Report every line in the listing below where the string "full" shows up.

::: DATA PROVIDED

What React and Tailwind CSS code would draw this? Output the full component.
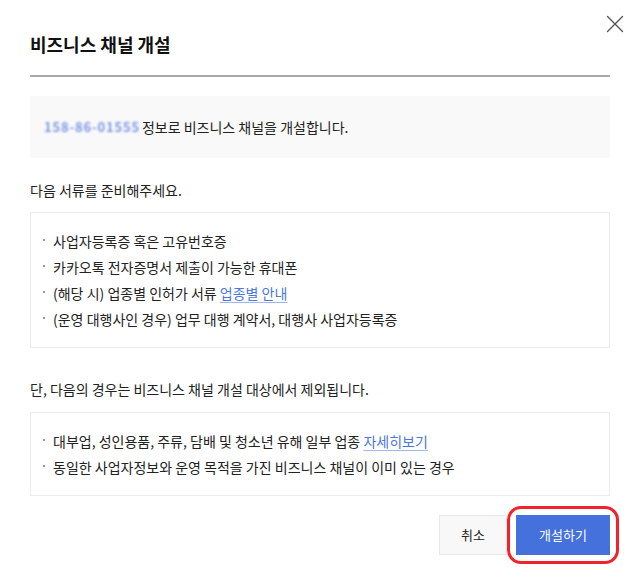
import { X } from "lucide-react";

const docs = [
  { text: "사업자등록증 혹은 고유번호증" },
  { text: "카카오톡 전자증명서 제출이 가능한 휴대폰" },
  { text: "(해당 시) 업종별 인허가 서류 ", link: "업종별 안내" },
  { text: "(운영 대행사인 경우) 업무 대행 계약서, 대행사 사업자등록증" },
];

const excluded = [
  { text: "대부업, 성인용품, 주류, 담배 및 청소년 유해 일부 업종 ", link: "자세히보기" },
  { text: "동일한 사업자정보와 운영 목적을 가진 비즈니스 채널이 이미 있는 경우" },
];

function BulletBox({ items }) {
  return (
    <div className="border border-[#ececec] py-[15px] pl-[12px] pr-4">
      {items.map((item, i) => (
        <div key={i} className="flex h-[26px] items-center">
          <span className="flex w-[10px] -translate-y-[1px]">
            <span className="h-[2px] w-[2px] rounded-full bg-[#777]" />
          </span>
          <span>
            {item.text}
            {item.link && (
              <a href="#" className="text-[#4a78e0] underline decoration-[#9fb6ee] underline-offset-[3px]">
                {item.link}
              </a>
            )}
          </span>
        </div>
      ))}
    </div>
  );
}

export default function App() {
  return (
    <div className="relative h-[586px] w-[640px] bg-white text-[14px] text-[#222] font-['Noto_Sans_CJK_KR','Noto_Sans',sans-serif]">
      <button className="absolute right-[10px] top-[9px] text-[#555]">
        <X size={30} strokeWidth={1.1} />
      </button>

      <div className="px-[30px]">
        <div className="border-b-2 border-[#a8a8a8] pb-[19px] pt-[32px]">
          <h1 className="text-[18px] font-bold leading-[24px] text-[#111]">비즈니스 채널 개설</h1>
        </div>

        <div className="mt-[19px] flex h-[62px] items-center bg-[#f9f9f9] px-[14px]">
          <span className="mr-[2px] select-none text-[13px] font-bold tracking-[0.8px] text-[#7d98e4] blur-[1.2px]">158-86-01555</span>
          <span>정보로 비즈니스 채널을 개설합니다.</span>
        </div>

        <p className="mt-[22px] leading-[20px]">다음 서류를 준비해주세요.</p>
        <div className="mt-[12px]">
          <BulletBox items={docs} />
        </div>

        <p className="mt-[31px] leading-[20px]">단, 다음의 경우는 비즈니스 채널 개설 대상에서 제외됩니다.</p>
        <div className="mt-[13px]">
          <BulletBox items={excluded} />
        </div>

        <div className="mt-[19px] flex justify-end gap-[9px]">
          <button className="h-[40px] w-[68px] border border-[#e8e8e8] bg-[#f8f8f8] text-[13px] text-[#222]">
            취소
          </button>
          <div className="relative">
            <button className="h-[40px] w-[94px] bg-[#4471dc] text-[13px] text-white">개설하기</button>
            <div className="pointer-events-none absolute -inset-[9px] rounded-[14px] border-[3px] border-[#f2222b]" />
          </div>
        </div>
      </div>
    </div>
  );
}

::::::

ANSWER TO THE TASK:
What React and Tailwind CSS code would draw this? Output the full component.
            <span className="h-[2px] w-[2px] rounded-full bg-[#777]" />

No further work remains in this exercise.